I have been to the Lower East Side only a few times and the impression that I had of the area was always the same – old. No, not the age of the people, but the buildings and the atmosphere. Now I can add old thinking to the mix. Mr. Jacob states in his letter that Rav Moshe Feinstein, zt”l, prohibited an eruv more than 50 years ago. It seems that Mr. Jacob and the baalei bayit of the Lower East Side are still living in 1950. They probably believe that
women still love to stay home on Shabbos morning, changing diapers and waiting by the window for their husbands to return from shul so that they can serve them hot cholent.

I firmly believe that achdus was the last thing on Mr. Jacob’s mind when he wrote his letter. Do he and his fellow baalei bayit really believe that Rabbi Cohen would visit a shul and disrespect its members and above all disrespect Rav Moshe Feinstein? Rabbi Cohen was merely writing about a halachic issue based on an incident that he witnessed.

I suggest that the Lower East Side residents, instead of writing letters, put their efforts into
getting an eruv.

Richard H. Katz
President, Cong. Shaarei Tefila
Los Angeles, CA


Issues, Not Vendettas

I am astounded at the facility of certain people to misread halachic articles, provide their own perceptions and then publicly criticize authors for positions never articulated.

I wrote an article about a ”crying child on Shabbat in the street.” My concern was what to do
with this child.

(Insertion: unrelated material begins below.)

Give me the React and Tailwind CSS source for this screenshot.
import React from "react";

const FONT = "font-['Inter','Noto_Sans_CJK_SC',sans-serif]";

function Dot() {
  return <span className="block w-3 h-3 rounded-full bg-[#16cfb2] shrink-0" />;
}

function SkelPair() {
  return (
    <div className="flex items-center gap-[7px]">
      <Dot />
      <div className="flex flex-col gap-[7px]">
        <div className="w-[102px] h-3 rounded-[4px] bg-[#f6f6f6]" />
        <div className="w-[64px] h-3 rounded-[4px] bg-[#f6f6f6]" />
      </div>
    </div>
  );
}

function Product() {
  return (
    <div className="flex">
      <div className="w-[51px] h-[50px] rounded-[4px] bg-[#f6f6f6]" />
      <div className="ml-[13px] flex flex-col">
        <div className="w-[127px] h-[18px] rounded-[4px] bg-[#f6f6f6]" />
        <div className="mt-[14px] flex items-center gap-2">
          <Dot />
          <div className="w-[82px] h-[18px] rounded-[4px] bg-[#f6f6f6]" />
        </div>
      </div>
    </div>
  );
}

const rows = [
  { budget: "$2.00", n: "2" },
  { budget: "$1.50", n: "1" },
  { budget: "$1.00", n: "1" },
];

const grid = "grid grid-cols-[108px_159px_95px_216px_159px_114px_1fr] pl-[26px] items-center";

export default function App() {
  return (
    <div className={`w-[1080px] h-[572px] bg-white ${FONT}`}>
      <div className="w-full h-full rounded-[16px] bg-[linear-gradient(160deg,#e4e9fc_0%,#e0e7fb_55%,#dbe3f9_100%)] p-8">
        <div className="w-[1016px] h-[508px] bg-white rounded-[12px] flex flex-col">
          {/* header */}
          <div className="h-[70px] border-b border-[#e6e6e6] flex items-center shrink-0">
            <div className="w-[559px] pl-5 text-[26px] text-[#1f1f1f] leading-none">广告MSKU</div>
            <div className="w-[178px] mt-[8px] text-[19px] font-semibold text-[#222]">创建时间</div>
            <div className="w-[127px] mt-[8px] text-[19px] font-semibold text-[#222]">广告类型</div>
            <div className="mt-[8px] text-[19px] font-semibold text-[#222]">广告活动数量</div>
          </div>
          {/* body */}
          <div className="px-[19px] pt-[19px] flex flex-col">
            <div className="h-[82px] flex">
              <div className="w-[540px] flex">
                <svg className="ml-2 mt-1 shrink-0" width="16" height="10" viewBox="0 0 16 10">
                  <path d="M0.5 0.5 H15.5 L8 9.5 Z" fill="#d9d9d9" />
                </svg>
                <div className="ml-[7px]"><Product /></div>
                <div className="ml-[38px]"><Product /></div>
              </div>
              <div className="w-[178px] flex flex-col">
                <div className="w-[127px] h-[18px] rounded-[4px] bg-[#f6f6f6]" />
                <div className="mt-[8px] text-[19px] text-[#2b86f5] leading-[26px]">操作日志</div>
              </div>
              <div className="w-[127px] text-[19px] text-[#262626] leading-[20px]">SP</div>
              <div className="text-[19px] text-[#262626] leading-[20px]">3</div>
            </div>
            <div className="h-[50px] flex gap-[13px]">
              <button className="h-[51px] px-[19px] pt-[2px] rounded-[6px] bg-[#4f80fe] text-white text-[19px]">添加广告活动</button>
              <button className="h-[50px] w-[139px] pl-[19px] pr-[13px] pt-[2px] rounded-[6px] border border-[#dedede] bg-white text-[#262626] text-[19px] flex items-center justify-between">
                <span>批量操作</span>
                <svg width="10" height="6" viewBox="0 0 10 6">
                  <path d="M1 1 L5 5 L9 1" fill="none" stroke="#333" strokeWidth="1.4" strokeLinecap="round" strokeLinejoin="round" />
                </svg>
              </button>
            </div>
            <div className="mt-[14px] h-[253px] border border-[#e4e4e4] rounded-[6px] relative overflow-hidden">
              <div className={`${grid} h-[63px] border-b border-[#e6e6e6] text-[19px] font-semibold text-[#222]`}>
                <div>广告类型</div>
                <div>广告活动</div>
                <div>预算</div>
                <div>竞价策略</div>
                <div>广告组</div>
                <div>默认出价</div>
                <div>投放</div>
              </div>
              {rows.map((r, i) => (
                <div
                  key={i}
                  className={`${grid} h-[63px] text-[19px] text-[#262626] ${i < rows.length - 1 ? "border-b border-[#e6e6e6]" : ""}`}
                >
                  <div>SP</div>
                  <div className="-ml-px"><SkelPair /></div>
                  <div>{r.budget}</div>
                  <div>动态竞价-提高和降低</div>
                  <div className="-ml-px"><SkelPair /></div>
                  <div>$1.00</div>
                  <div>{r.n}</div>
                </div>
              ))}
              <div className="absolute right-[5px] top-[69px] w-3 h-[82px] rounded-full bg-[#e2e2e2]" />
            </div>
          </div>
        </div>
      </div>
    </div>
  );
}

I was never asked nor did I presume to state whether the Lower East Side
should have or should not have an eruv. Accordingly, I found the recent letters to the editor
stating that I was going against HaGaon Rav Moshe, zt”l, to be nothing more than simple
falsehood.

To write that I took upon myself the concept of establishing an eruv on the Lower East Side is
false, insulting, and a sham of misleading logic. I was concerned with one question only – namely, the poor child crying in the street. I even questioned what HaGaon Rav Moshe’s position (bedi-eved) would have been regarding a child who, on Shabbat, refused to budge and was hysterically crying.

HaGaon Rav Moshe was a personal friend of my father, a”h. Never, ever would I impinge upon his kavod. Instead of a halachic dialogue based upon halachic principles, some Lower East Side residents presumed that the whole issue was an attempt to set up an eruv and, therefore, rose to the defense of the local gaon hador and left the child still crying in the street.

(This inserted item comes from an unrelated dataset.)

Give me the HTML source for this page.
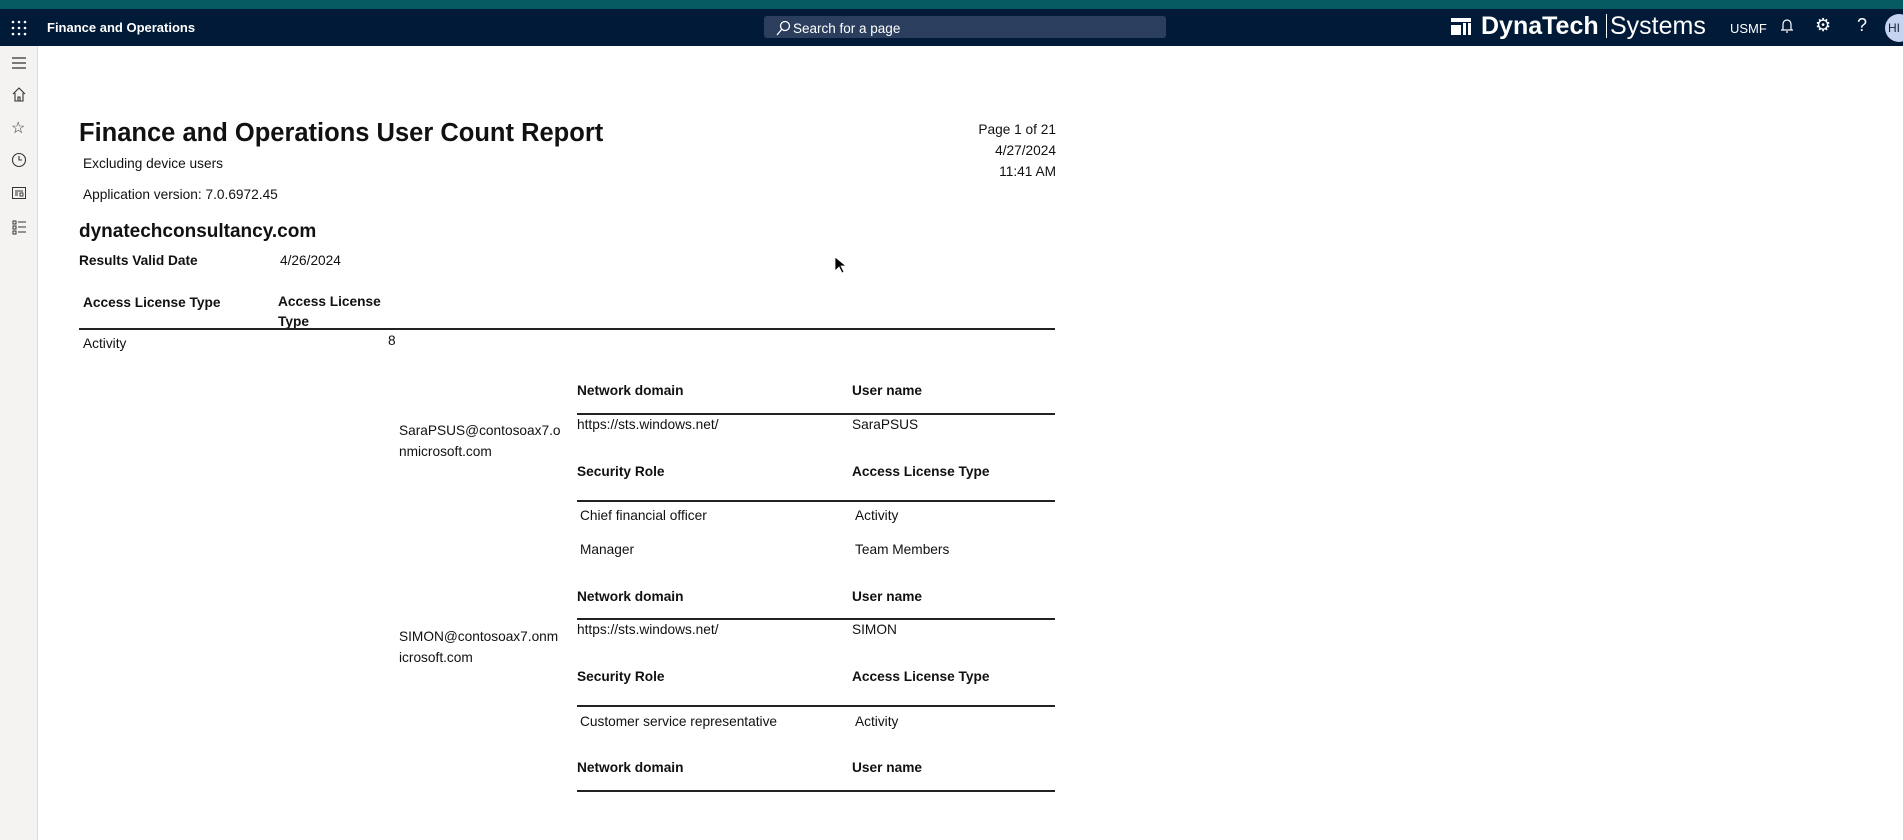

I am interested in halachic principles, not personal vendettas. I simply cannot understand
why some felt compelled to personally attack me for positions I never espoused. Lo zo derech
HaTorah. Divrei chachamim benachat nishna’im. Hopefully this will put an end to the clamor of
those who still falsely intimate that I wish to personally establish an eruv on the Lower East
Side. That is not my role, nor is it my goal. I relate to ”Halachic Questions,” as the title of my regular column states. I do not proclaim communal policy, nor do I understand the fear of debating halachic concepts.

Rabbi J. Simcha Cohen
New York, NY



Warm And Neighborly

The Lower East Side Jewish community is thriving and united despite the recent controversy
about an eruv as recorded in your Letters section. As I don’t assume the qualifications to offer
halachic opinions, I offer my observations as a lifelong resident of the Lower East Side.

During the past decade, we have witnessed a heartwarming revitalization of this once legendary neighborhood. Lower East Siders reflect the wide spectrum that is the Jewish community – more religious, less religious and non-religious. For the most part, there is unquestioning unity and a terrific comfort level between all. People easily relate to their fellow Jews regardless of their level of observance.

I was surprised to read in last week’s Letters section of a reader who felt people would not offer a “Good Shabbos” greeting to him because he was pushing a baby stroller. That struck me as odd, as my experience has been that neighbors offer “Good Shabbos” or “Shabbat Shalom” greetings even to those returning from grocery shopping.

Certainly, it is not the norm for Lower East Siders to ignore their neighbors; I may only presume that the letter writer did not first offer his own greeting and others may not have realized he was Jewish. I know that my friends and I would certainly wish the baby-stroller family a “Good Shabbos” anytime we saw them.